Oraple stacks. Left to right: apple, orange, oraple Laplacian stacks. Top to bottom: layers 0, 2, 4 in the Laplacian stack for each image. The bottom row contains the aggregated outputs.

Part 2.4: Multiresolution Blending

Using the Gaussian and Laplacian stack implementations shown above, we produce results for two more images: another vertical spline image with a sunset and daytime landscape and an irregular mask blending an eye into a human hand. These results use the same technique of generating and summing a blended Laplacian stack as used to generate the oraple above.

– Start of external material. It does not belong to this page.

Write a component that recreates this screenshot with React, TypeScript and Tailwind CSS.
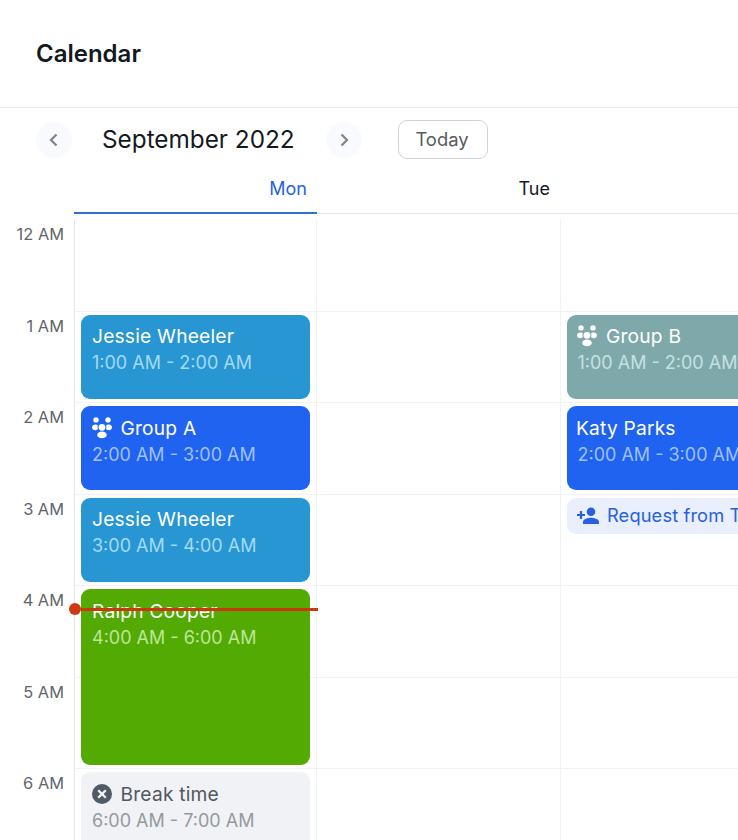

Landscape stacks. Left to right: sunset, daytime, combined Laplacian stacks. Top to bottom: layers 0, 1, 2, 3, 4 in the Laplacian stack for each image. The bottom row contains the aggregated outputs. Image credit: Night2Day dataset

Creepy stacks. Left to right: eye, hand, combined Laplacian stacks. Top to bottom: layers 0, 1, 2, 3, 4 in the Laplacian stack for each image. The bottom row contains the aggregated outputs. Image credit: Google Images


Takeaway: Gradients, Gaussians, and Laplacians are surprisingly effective tools for manipulating images (e.g. finding edges, blending images, sharpening, etc.) and the latest and greatest set of deep learning tools used for image processing may not necessarily be the most useful tool to pick first when attempting to extract some of the results shown above — frequencies are all you need! Additionally, I learned that perceptual quality is not necessarily correlated with the effectiveness of an algorithm, but largely due to careful input selection, masking, and parameter tuning (especially in the case of the Laplacian/Gaussian filter parameters for the blending and hybridization experiments).